Рядом с чересчур трезвыми есть чересчур пьяные. Кроме равнинной, в ширь идущей, несколько унылой и серой, дневной России Писарева и Чернышевского:


Эти бедные селенья,
Эта скудная природа —

есть вершинная и подземная, ввысь и вглубь идущая, тайная, звездная, ночная Россия Достоевского и Лермонтова:


Ночь тиха, пустыня внемлет Богу,
И звезда с звездою говорит…

Какая из этих двух России подлинная? Обе одинаково подлинные.

Их разъединение дошло в настоящем до последних пределов. Как соединить их, — вот великий вопрос будущего.

VI

Второе обвинение, связанное с обвинением в «беспочвенности», — «безбожие» русской интеллигенции.

Едва ли простая случайность то, что это обвинение в безбожии исходит почти всегда от людей, о которых сказано: устами чтут Меня, но сердце их далече отстоит от Меня.

О русской интеллигенции иногда хочется сказать обратное: устами не чтут Меня, но сердце их недалече отстоит от Меня.

Вера и сознание веры не одно и то же. Не все, кто думает верить, — верит; и не все, кто думает не верить, — не верит. У русской интеллигенции нет еще религиозного сознания, исповедания, но есть уже великая и все возрастающая религиозная жажда. Блаженны алчущие и жаждущие, ибо они насытятся.

Существуют многие противоположные, не только положительные, но и отрицательные пути к Богу. Богоборчество Иакова, ропот Иова, неверие Фомы — все это подлинные пути к Богу.

Пусть русские интеллигенты — «мытари и грешники», последние из последних. «Мытари и грешники идут в царствие Божие впереди» тех фарисеев и книжников, которые «взяли ключ разумения, сами не входят и других не пускают». Последние будут первыми.

Иногда кажется, что самый атеизм русской интеллигенции — какой-то особенный мистический атеизм. Тут у нее такое же, как у Бакунина, отрицание религии, переходящее в религию отрицания; такое же, как у Герцена, трагическое раздвоение ума и сердца: ум отвергает, сердце ищет Бога.

Для великого наполнения нужна великая пустота. «Безбожие» русской интеллигенции не есть ли это пустота глубокого сосуда, который ждет наполнения?

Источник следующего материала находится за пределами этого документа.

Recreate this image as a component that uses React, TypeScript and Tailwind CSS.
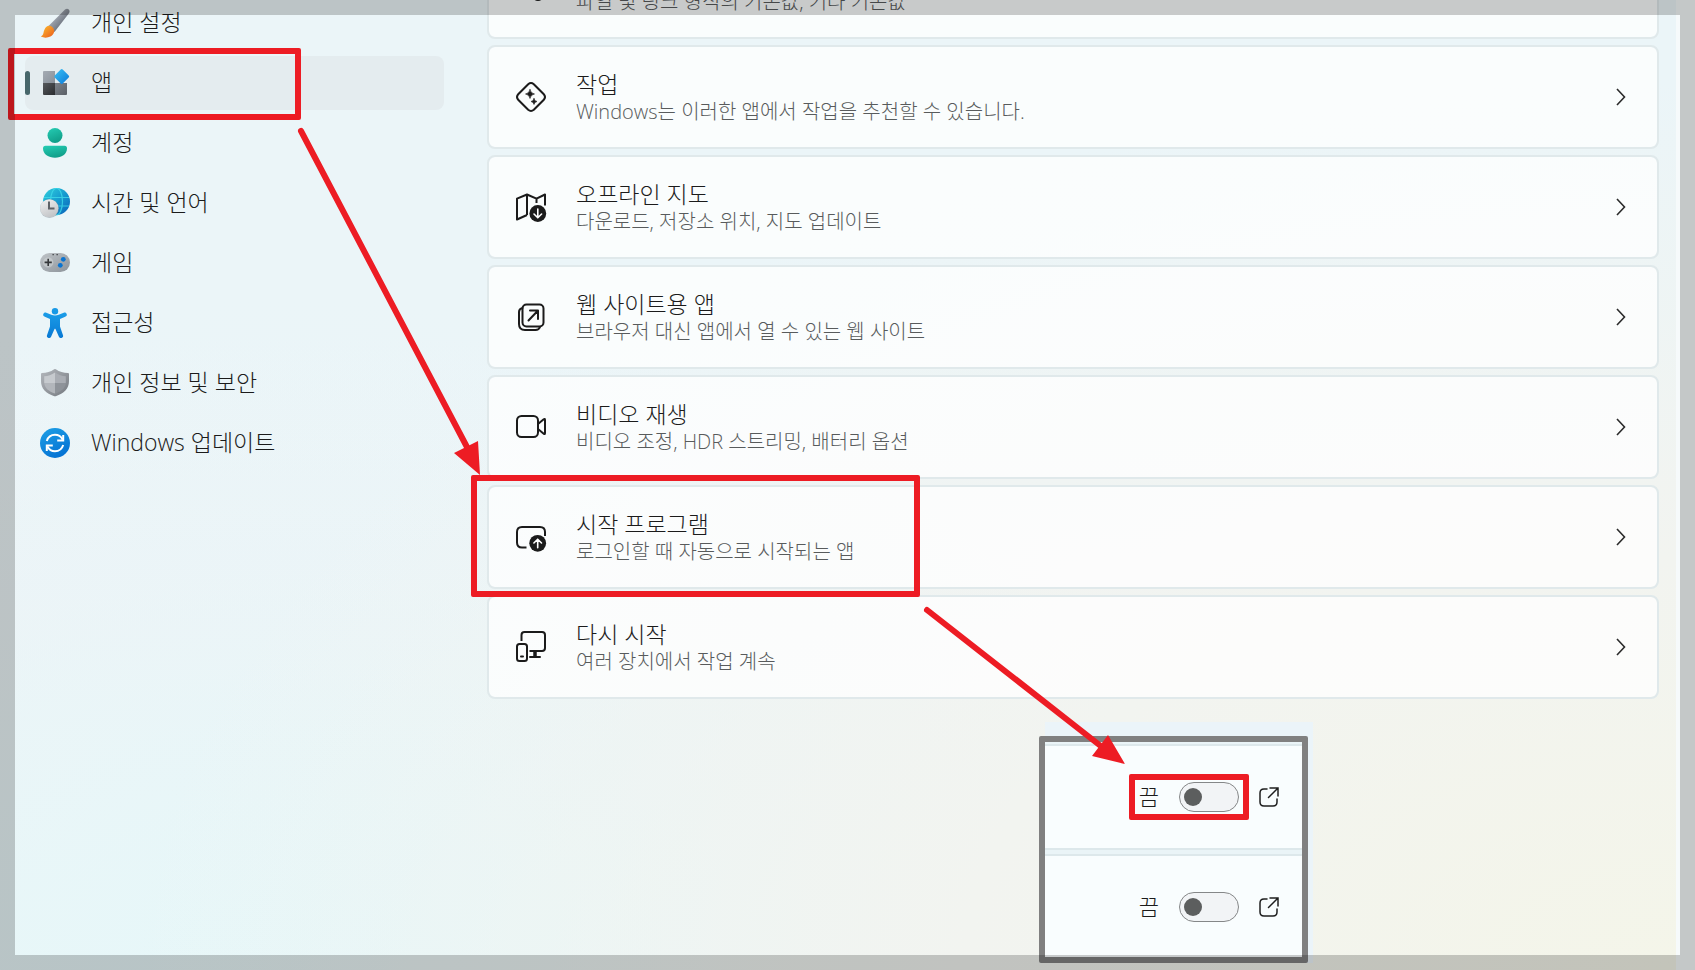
import type { ReactNode } from 'react';

interface NavEntry {
  label: string;
  icon: ReactNode;
  active?: boolean;
}

interface SettingEntry {
  title: string;
  description: string;
  icon: ReactNode;
}

function ColorIcon({ children }: { children: ReactNode }) {
  return (
    <svg viewBox="0 0 30 30" className="size-[30px] shrink-0" aria-hidden="true">
      {children}
    </svg>
  );
}

function LineIcon({ children }: { children: ReactNode }) {
  return (
    <svg
      viewBox="0 0 30 30"
      className="size-[30px] shrink-0 overflow-visible text-[#1b1b1b]"
      fill="none"
      stroke="currentColor"
      strokeWidth="2"
      strokeLinecap="round"
      strokeLinejoin="round"
      aria-hidden="true"
    >
      {children}
    </svg>
  );
}

/* Sidebar icons */

const BrushIcon = (
  <ColorIcon>
    <defs>
      <linearGradient id="brush-handle" x1="0" y1="0" x2="1" y2="1">
        <stop offset="0.2" stopColor="#b4bac3" />
        <stop offset="0.8" stopColor="#5c636e" />
      </linearGradient>
      <linearGradient id="brush-tip" x1="0" y1="0" x2="1" y2="1">
        <stop offset="0" stopColor="#fdc02f" />
        <stop offset="1" stopColor="#ea5a1c" />
      </linearGradient>
    </defs>
    <path d="M8.500 18 25 1.500c2-1.700 5.300-.4 4.400 2.700-.2.600-.5 1-.8 1.500L14.500 24z" fill="url(#brush-handle)" />
    <path d="M.8 28.500c1.800-.8 2.300-1.900 2.700-3.700.7-3.600 2.300-6.700 5.300-7.100 2.700 0 5 2 5.400 4.500.2 2.700-1.200 4.900-3.800 6.300-3 1.600-6.800 1.500-9.600 0z" fill="url(#brush-tip)" />
  </ColorIcon>
);

const AppsIcon = (
  <ColorIcon>
    <defs>
      <linearGradient id="apps-a" x1="0" y1="0" x2="1" y2="1">
        <stop offset="0" stopColor="#a4abb3" />
        <stop offset="1" stopColor="#89919a" />
      </linearGradient>
      <linearGradient id="apps-b" x1="0" y1="0" x2="1" y2="1">
        <stop offset="0" stopColor="#55585b" />
        <stop offset="1" stopColor="#2b2d30" />
      </linearGradient>
      <linearGradient id="apps-c" x1="0" y1="0" x2="1" y2="1">
        <stop offset="0" stopColor="#7c828a" />
        <stop offset="1" stopColor="#5a5f66" />
      </linearGradient>
      <linearGradient id="apps-d" x1="0" y1="0" x2="1" y2="1">
        <stop offset="0" stopColor="#3cc3f5" />
        <stop offset="1" stopColor="#0a78d8" />
      </linearGradient>
    </defs>
    <path d="M4 3h11v12H3V4q0-1 1-1z" fill="url(#apps-a)" />
    <path d="M3 15h12v12H4q-1 0-1-1z" fill="url(#apps-b)" />
    <path d="M15 15h12v11q0 1-1 1H15z" fill="url(#apps-c)" />
    <path d="M20.7 1.400q1-1 2 0l6 6q1 1 0 2l-6 6q-1 1-2 0l-6-6q-1-1 0-2z" fill="url(#apps-d)" />
  </ColorIcon>
);

const AccountIcon = (
  <ColorIcon>
    <defs>
      <linearGradient id="account" x1="0" y1="0" x2="0.4" y2="1">
        <stop offset="0" stopColor="#25cdb4" />
        <stop offset="1" stopColor="#119f8a" />
      </linearGradient>
    </defs>
    <circle cx="15" cy="7.5" r="7.5" fill="url(#account)" />
    <path d="M5.5 17.800h19q2.500 0 2.500 2.500c0 6-5.500 9.500-12 9.500S3 26.300 3 20.300q0-2.500 2.500-2.500z" fill="url(#account)" />
  </ColorIcon>
);

const TimeIcon = (
  <ColorIcon>
    <defs>
      <linearGradient id="globe" x1="0" y1="0" x2="1" y2="1">
        <stop offset="0" stopColor="#32d0dc" />
        <stop offset="0.5" stopColor="#169cd0" />
        <stop offset="1" stopColor="#0a5fb8" />
      </linearGradient>
      <linearGradient id="clock" x1="0" y1="0" x2="0.5" y2="1">
        <stop offset="0" stopColor="#f3f3f3" />
        <stop offset="1" stopColor="#c3c5c8" />
      </linearGradient>
    </defs>
    <circle cx="16.5" cy="13.5" r="13.5" fill="url(#globe)" />
    <g fill="none" stroke="#3fdaea" strokeWidth="1.2" opacity="0.8">
      <ellipse cx="16.5" cy="13.5" rx="6" ry="13.3" />
      <path d="M4 9.500h25M3.500 18h25.500" />
    </g>
    <circle cx="9.5" cy="20.500" r="9.5" fill="#80909c" opacity="0.5" />
    <circle cx="9.3" cy="20.300" r="9.1" fill="url(#clock)" />
    <path d="M9 13.500v7h5.500" fill="none" stroke="#5d6166" strokeWidth="2" />
  </ColorIcon>
);

const GameIcon = (
  <ColorIcon>
    <defs>
      <linearGradient id="pad" x1="0" y1="0" x2="1" y2="1">
        <stop offset="0" stopColor="#bfc4c8" />
        <stop offset="1" stopColor="#8c939a" />
      </linearGradient>
    </defs>
    <rect x="0" y="5" width="30" height="19" rx="9.5" fill="url(#pad)" />
    <circle cx="8.2" cy="14.4" r="5.2" fill="#cfd3d6" opacity="0.6" />
    <path d="M8.200 10.800v7.200M4.600 14.400h7.200" stroke="#35383b" strokeWidth="1.6" />
    <path d="M12.500 6.600h1.300M16.500 6.600h1.300" stroke="#3b3e41" strokeWidth="1.4" />
    <circle cx="23.3" cy="11.300" r="2.4" fill="#0a74d0" />
    <circle cx="20.3" cy="17.300" r="2.4" fill="#0a74d0" />
  </ColorIcon>
);

const AccessibilityIcon = (
  <ColorIcon>
    <defs>
      <linearGradient id="person" x1="0" y1="0" x2="0" y2="1">
        <stop offset="0" stopColor="#1b9de8" />
        <stop offset="1" stopColor="#0879d4" />
      </linearGradient>
    </defs>
    <circle cx="15" cy="3.2" r="3.2" fill="#1899e6" />
    <path
      d="M3.300 6.100c.5-1.500 1.700-1.900 3-1.400l5 2.100c2.400.9 5 .9 7.400 0l5-2.100c1.300-.5 2.600-.1 3 1.400.4 1.300-.2 2.200-1.500 2.700L20 10.900v7.600l3 8.800c.4 1.300-.2 2.300-1.400 2.600-1.300.4-2.300-.1-2.800-1.300L15.500 21c-.2-.4-.8-.4-1 0l-3.300 7.600c-.5 1.200-1.500 1.700-2.800 1.300-1.200-.3-1.800-1.300-1.400-2.600l3-8.800v-7.600L4.800 8.800C3.500 8.300 2.900 7.400 3.300 6.100z"
      fill="url(#person)"
    />
  </ColorIcon>
);

const ShieldIcon = (
  <ColorIcon>
    <defs>
      <linearGradient id="shield" x1="0" y1="0" x2="1" y2="1">
        <stop offset="0" stopColor="#b4b8bd" />
        <stop offset="1" stopColor="#74797f" />
      </linearGradient>
    </defs>
    <path d="M14.200 1.300q.8-.5 1.600 0C19.500 4 23.500 5 28 5q1 0 1 1v7c0 7.500-5 12.500-13.300 15.200q-.7.200-1.400 0C6 25.500 1 20.500 1 13V6q0-1 1-1c4.500 0 8.500-1 12.200-3.700z" fill="url(#shield)" />
    <path d="M15 4.500C11.500 7 8 8 4.200 8.200V15H15z" fill="#c6cace" />
    <path d="M15 4.500C18.500 7 22 8 25.800 8.200V15H15z" fill="#a9adb3" />
    <path d="M4.200 15H15v10.500C8.500 23.500 4.700 20 4.200 15z" fill="#b2b6bb" />
    <path d="M25.800 15H15v10.500c6.500-2 10.300-5.500 10.800-10.500z" fill="#8e9399" />
  </ColorIcon>
);

const UpdateIcon = (
  <ColorIcon>
    <defs>
      <linearGradient id="update" x1="0" y1="0" x2="0.5" y2="1">
        <stop offset="0" stopColor="#1ea0e6" />
        <stop offset="1" stopColor="#0674d4" />
      </linearGradient>
    </defs>
    <circle cx="15" cy="15" r="15" fill="url(#update)" />
    <g fill="none" stroke="#fff" strokeWidth="2">
      <path d="M6.800 13c1.200-3.800 4.500-6.200 8.200-6.200 3.200 0 6 1.700 7.600 4.700" />
      <path d="M23.200 7v5.500h-6" />
      <path d="M23.200 17c-1.200 3.800-4.500 6.200-8.200 6.200-3.200 0-6-1.700-7.600-4.700" />
      <path d="M6.800 23v-5.500h6" />
    </g>
  </ColorIcon>
);

/* Settings card icons */

const DefaultAppsIcon = (
  <LineIcon>
    <path d="M6 1h18q5 0 5 5v5M1 11V6q0-5 5-5M1 11v6" />
    <circle cx="22" cy="23" r="5" fill="currentColor" />
  </LineIcon>
);

const ActionsIcon = (
  <LineIcon>
    <path d="M12.200 2.200q2.800-2.400 5.600 0l10 10q2.400 2.800 0 5.600l-10 10q-2.800 2.400-5.600 0l-10-10q-2.400-2.800 0-5.600z" />
    <path d="M14 7.500q.6 3.900 4.500 4.500-3.900.6-4.500 4.500-.6-3.900-4.500-4.500 3.900-.6 4.500-4.500z" fill="currentColor" strokeWidth="0.6" />
    <path d="M18 16.500q.4 2.600 3 3-2.600.4-3 3-.4-2.600-3-3 2.600-.4 3-3z" fill="currentColor" strokeWidth="0.6" />
  </LineIcon>
);

const MapIcon = (
  <LineIcon>
    <path d="M11 23 1 27.500V6.700L11 2.500l9.500 4.200L29 2.500v11M11 3v20M20.500 7v4" strokeLinecap="butt" />
    <circle cx="21.8" cy="21.500" r="8.4" fill="currentColor" stroke="none" />
    <path d="M21.800 17v8.500M18 22l3.800 3.800 3.800-3.800" stroke="#fff" strokeWidth="1.6" />
  </LineIcon>
);

const WebAppsIcon = (
  <LineIcon>
    <rect x="6.5" y="2.5" width="21" height="22" rx="4" />
    <path d="M6.500 6C4 6.500 3 8 3 10v12q0 6 6 6h10.500q3.500 0 4.500-3" />
    <path d="M12.500 18.500 22 8.500M14 8.500h8V17" />
  </LineIcon>
);

const VideoIcon = (
  <LineIcon>
    <rect x="1" y="4" width="21" height="21" rx="4.500" />
    <path d="m22 12 5.700-4.700q1.300-1 1.300.7v13q0 1.700-1.300.7L22 17" />
  </LineIcon>
);

const StartupIcon = (
  <LineIcon>
    <path d="M10.500 25.500H6q-5 0-5-5V10q0-5 5-5h18q5 0 5 5v4" strokeLinecap="butt" />
    <circle cx="21.7" cy="21.300" r="8.4" fill="currentColor" stroke="none" />
    <path d="M21.700 25.800v-8.500M17.900 21l3.800-3.800 3.800 3.800" stroke="#fff" strokeWidth="1.6" />
  </LineIcon>
);

const ResumeIcon = (
  <LineIcon>
    <path d="M5.500 9V3q0-3 3-3H26q3 0 3 3v13q0 3-3 3H13.500" strokeLinecap="butt" />
    <rect x="1" y="12" width="10" height="17" rx="2.500" />
    <path d="M5 24.500h2M14 25h10" />
    <path d="M19 19.500V25" strokeWidth="3.500" strokeLinecap="butt" />
  </LineIcon>
);

function ChevronIcon() {
  return (
    <svg viewBox="0 0 10 18" className="h-[18px] w-2.5 shrink-0" fill="none" stroke="#2a2a2a" strokeWidth="1.6" aria-hidden="true">
      <path d="m1 1 7.500 8L1 17" />
    </svg>
  );
}

function OpenIcon() {
  return (
    <svg viewBox="0 0 20 20" className="size-5" fill="none" stroke="#1f1f1f" strokeWidth="1.5" strokeLinecap="round" aria-hidden="true">
      <path d="M8 2H5Q1 2 1 6v9q0 4 4 4h9q4 0 4-4v-3" />
      <path d="M11 1h8v8M19 1l-9.500 9.500" />
    </svg>
  );
}

const navEntries: NavEntry[] = [
  { label: '개인 설정', icon: BrushIcon },
  { label: '앱', icon: AppsIcon, active: true },
  { label: '계정', icon: AccountIcon },
  { label: '시간 및 언어', icon: TimeIcon },
  { label: '게임', icon: GameIcon },
  { label: '접근성', icon: AccessibilityIcon },
  { label: '개인 정보 및 보안', icon: ShieldIcon },
  { label: 'Windows 업데이트', icon: UpdateIcon },
];

const settingEntries: SettingEntry[] = [
  { title: '기본 앱', description: '파일 및 링크 형식의 기본값, 기타 기본값', icon: DefaultAppsIcon },
  { title: '작업', description: 'Windows는 이러한 앱에서 작업을 추천할 수 있습니다.', icon: ActionsIcon },
  { title: '오프라인 지도', description: '다운로드, 저장소 위치, 지도 업데이트', icon: MapIcon },
  { title: '웹 사이트용 앱', description: '브라우저 대신 앱에서 열 수 있는 웹 사이트', icon: WebAppsIcon },
  { title: '비디오 재생', description: '비디오 조정, HDR 스트리밍, 배터리 옵션', icon: VideoIcon },
  { title: '시작 프로그램', description: '로그인할 때 자동으로 시작되는 앱', icon: StartupIcon },
  { title: '다시 시작', description: '여러 장치에서 작업 계속', icon: ResumeIcon },
];

function NavItem({ label, icon, active }: NavEntry) {
  return (
    <a
      href="#"
      aria-current={active ? 'page' : undefined}
      className={
        active
          ? 'relative flex h-[54px] items-center gap-[21px] rounded-lg bg-[#e4ecef] pl-[15px]'
          : 'relative flex h-[54px] items-center gap-[21px] rounded-lg pl-[15px]'
      }
    >
      {active && <span className="absolute left-0 h-6 w-[5px] rounded-full bg-[#47676b]" />}
      {icon}
      <span className="pb-0.5 text-[23px] leading-7">{label}</span>
    </a>
  );
}

function SettingCard({ title, description, icon }: SettingEntry) {
  return (
    <a
      href="#"
      className="flex h-[104px] items-center gap-[30px] rounded-lg border-2 border-[#e0e9eb] bg-white/75 bg-clip-padding pr-[31px] pl-[27px]"
    >
      {icon}
      <span className="flex flex-1 flex-col gap-0.5">
        <span className="text-[23px] leading-7">{title}</span>
        <span className="text-[20px] leading-6 text-[#585b5c]">{description}</span>
      </span>
      <ChevronIcon />
    </a>
  );
}

function ToggleRow({ id, className }: { id: string; className: string }) {
  return (
    <div className={`flex items-center justify-end gap-5 border-[#dde8eb] bg-[#f9fdfe] pr-[23px] ${className}`}>
      <label htmlFor={id} className="pb-0.5 text-[22px] leading-7">
        끔
      </label>
      <input
        id={id}
        type="checkbox"
        role="switch"
        className="flex h-[30px] w-[60px] appearance-none items-center rounded-full border border-[#858788] bg-[#f2f4f6] pl-1 before:size-[18px] before:rounded-full before:bg-[#5c5e5e] before:content-['']"
      />
      <button type="button" aria-label="열기">
        <OpenIcon />
      </button>
    </div>
  );
}

export default function App() {
  return (
    <div className="relative h-screen overflow-hidden bg-[#f6fafb] pr-[19px] font-['Open_Sans','Noto_Sans_CJK_KR',sans-serif] font-light text-[#1b1b1b]">
      <div className="flex h-full items-start gap-[43px] overflow-hidden bg-[radial-gradient(ellipse_at_100%_100%,#f4f5e9_0%,#f2f4f0_30%,transparent_65%),radial-gradient(ellipse_at_18%_105%,#e6f7f9_0%,transparent_50%),linear-gradient(to_bottom,#ebf5f8_0%,#ebf5f8_35%,#eff3f6_65%,#ebf5f6_100%)] pr-[17px] pl-[25px]">
        <nav className="-mt-1 flex w-[419px] shrink-0 flex-col gap-1.5">
          {navEntries.map((entry) => (
            <NavItem key={entry.label} {...entry} />
          ))}
        </nav>
        <main className="-mt-[65px] flex flex-1 flex-col gap-1.5">
          {settingEntries.map((entry) => (
            <SettingCard key={entry.title} {...entry} />
          ))}
        </main>
      </div>

      {/* Startup toggles callout */}
      <div className="absolute top-[722px] left-[1045px] h-[241px] w-[268px] bg-[#ebf4f9]" />
      <section className="absolute top-[736px] left-[1039px] w-[269px] rounded-xs border-6 border-[#808080] bg-[#eaf4f7] pt-0.5">
        <ToggleRow id="startup-first" className="h-[106px] border-y-2" />
        <ToggleRow id="startup-second" className="mt-1 h-[103px] border-t-2" />
      </section>

      {/* Highlights */}
      <div className="absolute top-12 left-2 h-[72px] w-[293px] rounded-xs border-6 border-[#ed1c24]" />
      <div className="absolute top-[475px] left-[471px] h-[122px] w-[449px] rounded-xs border-6 border-[#ed1c24]" />
      <div className="absolute top-[774px] left-[1129px] h-[46px] w-[120px] rounded-xs border-6 border-[#ed1c24]" />
      <svg viewBox="0 0 1695 970" className="pointer-events-none absolute top-0 left-0 h-[970px] w-[1695px] max-w-none" aria-hidden="true">
        <g stroke="#ed1c24" strokeWidth="6" strokeLinecap="round">
          <path d="M301 131 468 449" />
          <path d="M927 610 1102 747" />
        </g>
        <path d="m480 475-26-22 24-12zM1125 764l-33-8 16-21z" fill="#ed1c24" />
      </svg>

      <div className="pointer-events-none absolute inset-0 border-[15px] border-black/20" />
    </div>
  );
}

Было же тут шесть каменных водоносов. Иисус говорит им: наполните сосуды водою. И наполнили их доверху. И говорит им: теперь почерпните и несите к распорядителю пира. И понесли. Когда же распорядитель отведал воды, сделавшейся вином, тогда зовет жениха и говорит ему: всякий человек подает сперва хорошее вино, а когда напьются, тогда худшее; а ты хорошее вино сберег доселе.